June 5, 2026 · 7 min read · Case Studies
414 million smart water meters deployed globally in 2025, heading to 908 million by 2035. A single undetected leak in Tucson wasted 45,000 gallons over 2.5 days before AMI caught it. Copenhagen reduced maintenance response from 14 days to 37 minutes. This is what happens when water utilities stop sending meter readers in trucks and start deploying NB-IoT and LoRaWAN sensors that never sleep.

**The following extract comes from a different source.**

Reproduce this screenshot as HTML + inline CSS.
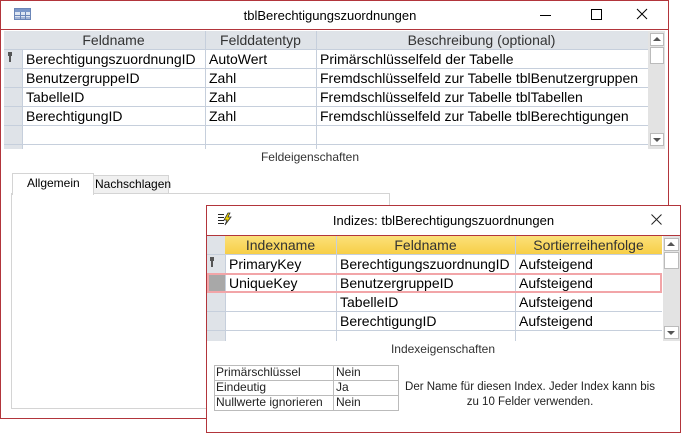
<!DOCTYPE html>
<html><head><meta charset="utf-8"><style>
*{box-sizing:border-box;margin:0;padding:0}
body{width:681px;height:433px;background:#fff;position:relative;overflow:hidden;font-family:"Liberation Sans",sans-serif;font-size:14px;color:#000}
.a{position:absolute}
.t{position:absolute;white-space:nowrap;line-height:19px}
.hl{position:absolute;height:1px;background:#c6cfdc}
.vl{position:absolute;width:1px;background:#c6cfdc}
.h{color:#333;font-size:14px;line-height:18px;text-align:center}
.s{font-size:12px;line-height:15px;color:#222}
</style></head><body>
<div class="a" style="left:0;top:0;width:669px;height:419px;border:1px solid #b2353b;background:#fff"></div>
<svg class="a" style="left:14px;top:8px" width="17" height="12"><rect x="0.5" y="0.5" width="16" height="11" fill="#dfe7f3" stroke="#6b86b8"/><rect x="1" y="1" width="15" height="3" fill="#7b97c8"/><path d="M1 7.5H16M1 10H16M6.5 4V11M11.5 4V11" stroke="#6b86b8"/></svg>
<div class="t" style="left:200px;top:6px;width:260px;text-align:center;font-size:13px">tblBerechtigungszuordnungen</div>
<div class="a" style="left:540px;top:15px;width:11px;height:1px;background:#000"></div>
<div class="a" style="left:591px;top:9px;width:11px;height:11px;border:1px solid #000"></div>
<svg class="a" style="left:636px;top:8px" width="12" height="12"><path d="M1 1L11 11M11 1L1 11" stroke="#000"/></svg>
<div class="a" style="left:1px;top:29px;width:667px;height:1px;background:#b2353b"></div>
<div class="a" style="left:4px;top:31px;width:644px;height:18px;background:#dfe3e8"></div>
<div class="a" style="left:4px;top:49px;width:18px;height:100px;background:#dfe3e8"></div>
<div class="vl" style="left:22px;top:49px;height:100px"></div>
<div class="vl" style="left:205px;top:31px;height:118px"></div>
<div class="vl" style="left:316px;top:31px;height:118px"></div>
<div class="hl" style="left:4px;top:49px;width:644px"></div>
<div class="hl" style="left:4px;top:68px;width:644px"></div>
<div class="hl" style="left:4px;top:87px;width:644px"></div>
<div class="hl" style="left:4px;top:106px;width:644px"></div>
<div class="hl" style="left:4px;top:125px;width:644px"></div>
<div class="hl" style="left:4px;top:144px;width:644px"></div>
<div class="t h" style="left:22px;top:31px;width:183px">Feldname</div>
<div class="t h" style="left:205px;top:31px;width:111px">Felddatentyp</div>
<div class="t h" style="left:316px;top:31px;width:331px">Beschreibung (optional)</div>
<svg class="a" style="left:7px;top:51px" width="6" height="12"><path d="M1 1h4v4h-1v6h-2v-6h-1z" fill="#555"/></svg>
<div class="t" style="left:26px;top:50px">BerechtigungszuordnungID</div>
<div class="t" style="left:26px;top:69px">BenutzergruppeID</div>
<div class="t" style="left:26px;top:88px">TabelleID</div>
<div class="t" style="left:26px;top:107px">BerechtigungID</div>
<div class="t" style="left:209px;top:50px">AutoWert</div>
<div class="t" style="left:209px;top:69px">Zahl</div>
<div class="t" style="left:209px;top:88px">Zahl</div>
<div class="t" style="left:209px;top:107px">Zahl</div>
<div class="t" style="left:320px;top:50px">Primärschlüsselfeld der Tabelle</div>
<div class="t" style="left:320px;top:69px">Fremdschlüsselfeld zur Tabelle tblBenutzergruppen</div>
<div class="t" style="left:320px;top:88px">Fremdschlüsselfeld zur Tabelle tblTabellen</div>
<div class="t" style="left:320px;top:107px">Fremdschlüsselfeld zur Tabelle tblBerechtigungen</div>
<div class="a" style="left:648px;top:31px;width:17px;height:118px;background:#e3e3e3"></div>
<div class="a" style="left:650px;top:33px;width:14px;height:13px;background:#fff;border:1px solid #bbb"></div>
<div class="a" style="left:650px;top:47px;width:14px;height:17px;background:#fff;border:1px solid #bbb"></div>
<div class="a" style="left:650px;top:133px;width:14px;height:13px;background:#fff;border:1px solid #bbb"></div>
<svg class="a" style="left:653px;top:37px" width="8" height="5"><path d="M0 4L4 0L8 4z" fill="#555"/></svg>
<svg class="a" style="left:653px;top:138px" width="8" height="5"><path d="M0 0L8 0L4 4z" fill="#555"/></svg>
<div class="t" style="left:230px;top:148px;width:160px;text-align:center;font-size:12px;color:#333">Feldeigenschaften</div>
<div class="a" style="left:11px;top:193px;width:379px;height:216px;border:1px solid #d4d4d4"></div>
<div class="a" style="left:93px;top:175px;width:76px;height:19px;background:#f0f0f0;border:1px solid #d4d4d4"></div>
<div class="t" style="left:95px;top:175px;font-size:12px">Nachschlagen</div>
<div class="a" style="left:12px;top:173px;width:82px;height:22px;background:#fff;border:1px solid #d4d4d4;border-bottom:none"></div>
<div class="t" style="left:27px;top:174px;font-size:12px">Allgemein</div>
<div class="a" style="left:206px;top:205px;width:475px;height:228px;background:#fff;border:1px solid #b2353b"></div>
<div class="a" style="left:207px;top:235px;width:473px;height:1px;background:#b2353b"></div>
<svg class="a" style="left:217px;top:212px" width="18" height="14"><path d="M1 2.5h6M1 5.5h6M1 8.5h6M1 11.5h6" stroke="#222"/><path d="M11 1L7 8H10L8 13L14 5H11L13 1z" fill="#f3d900" stroke="#333" stroke-width=".8"/></svg>
<div class="t" style="left:306px;top:211px;width:275px;text-align:center;font-size:13px">Indizes: tblBerechtigungszuordnungen</div>
<svg class="a" style="left:651px;top:214px" width="11" height="11"><path d="M0.5 0.5L10.5 10.5M10.5 0.5L0.5 10.5" stroke="#222"/></svg>
<div class="a" style="left:207px;top:236px;width:18px;height:105px;background:#dfe3e8"></div>
<div class="a" style="left:225px;top:236px;width:437px;height:18px;background:linear-gradient(#fbe17a,#f7cf47)"></div>
<div class="vl" style="left:225px;top:254px;height:87px"></div>
<div class="vl" style="left:336px;top:236px;height:105px"></div>
<div class="vl" style="left:515px;top:236px;height:105px"></div>
<div class="hl" style="left:207px;top:254px;width:455px"></div>
<div class="hl" style="left:207px;top:311px;width:455px"></div>
<div class="hl" style="left:207px;top:330px;width:455px"></div>
<div class="a" style="left:207px;top:273px;width:455px;height:20px;border:2px solid #f2a5a8"></div>
<div class="a" style="left:209px;top:275px;width:16px;height:16px;background:#a8a8a8"></div>
<div class="t h" style="left:225px;top:236px;width:111px">Indexname</div>
<div class="t h" style="left:336px;top:236px;width:179px">Feldname</div>
<div class="t h" style="left:515px;top:236px;width:147px">Sortierreihenfolge</div>
<svg class="a" style="left:209px;top:256px" width="6" height="12"><path d="M1 1h4v4h-1v6h-2v-6h-1z" fill="#555"/></svg>
<div class="t" style="left:229px;top:255px">PrimaryKey</div>
<div class="t" style="left:229px;top:274px">UniqueKey</div>
<div class="t" style="left:340px;top:255px">BerechtigungszuordnungID</div>
<div class="t" style="left:340px;top:274px">BenutzergruppeID</div>
<div class="t" style="left:340px;top:293px">TabelleID</div>
<div class="t" style="left:340px;top:312px">BerechtigungID</div>
<div class="t" style="left:519px;top:255px">Aufsteigend</div>
<div class="t" style="left:519px;top:274px">Aufsteigend</div>
<div class="t" style="left:519px;top:293px">Aufsteigend</div>
<div class="t" style="left:519px;top:312px">Aufsteigend</div>
<div class="a" style="left:663px;top:236px;width:17px;height:105px;background:#e3e3e3"></div>
<div class="a" style="left:664px;top:238px;width:15px;height:13px;background:#fff;border:1px solid #bbb"></div>
<div class="a" style="left:664px;top:252px;width:15px;height:17px;background:#fff;border:1px solid #bbb"></div>
<div class="a" style="left:664px;top:326px;width:15px;height:13px;background:#fff;border:1px solid #bbb"></div>
<svg class="a" style="left:667px;top:242px" width="8" height="5"><path d="M0 4L4 0L8 4z" fill="#555"/></svg>
<svg class="a" style="left:667px;top:331px" width="8" height="5"><path d="M0 0L8 0L4 4z" fill="#555"/></svg>
<div class="t" style="left:363px;top:340px;width:160px;text-align:center;font-size:12px;color:#333">Indexeigenschaften</div>
<div class="a" style="left:214px;top:365px;width:185px;height:46px;border:1px solid #bbb"></div>
<div class="a" style="left:333px;top:365px;width:1px;height:46px;background:#bbb"></div>
<div class="a" style="left:214px;top:380px;width:185px;height:1px;background:#bbb"></div>
<div class="a" style="left:214px;top:395px;width:185px;height:1px;background:#bbb"></div>
<div class="t s" style="left:216px;top:365px">Primärschlüssel</div>
<div class="t s" style="left:216px;top:380px">Eindeutig</div>
<div class="t s" style="left:216px;top:395px">Nullwerte ignorieren</div>
<div class="t s" style="left:336px;top:365px">Nein</div>
<div class="t s" style="left:336px;top:380px">Ja</div>
<div class="t s" style="left:336px;top:395px">Nein</div>
<div class="t s" style="left:400px;top:380px;width:260px;text-align:center;font-size:11.5px">Der Name für diesen Index. Jeder Index kann bis</div>
<div class="t s" style="left:400px;top:395px;width:260px;text-align:center;font-size:11.5px">zu 10 Felder verwenden.</div>
</body></html>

A water meter in a basement pit does not have WiFi. It does not have Ethernet. It has 3 feet of concrete above it and a metal cover. For 100 years, someone drove to it in a truck, lifted the cover, wrote down a number, and drove away. That model is ending. 414 million smart water meters were deployed globally by 2025. By 2035, that number will reach 908 million. The driver is not technology — it is water. Utilities lose 25-30% of treated water to leaks before it reaches a customer. In dollar terms: the global non-revenue water (NRW) loss exceeds $39 billion annually. Smart metering with cellular IoT is the single most cost-effective intervention.
A water meter installed in a basement pit has RF characteristics unlike any other IoT device. The antenna is below ground, surrounded by concrete and metal. WiFi and unlicensed spectrum cannot penetrate. NB-IoT at 164 dB MCL can. This is the technology decision that determines whether the meter reports daily or not at all.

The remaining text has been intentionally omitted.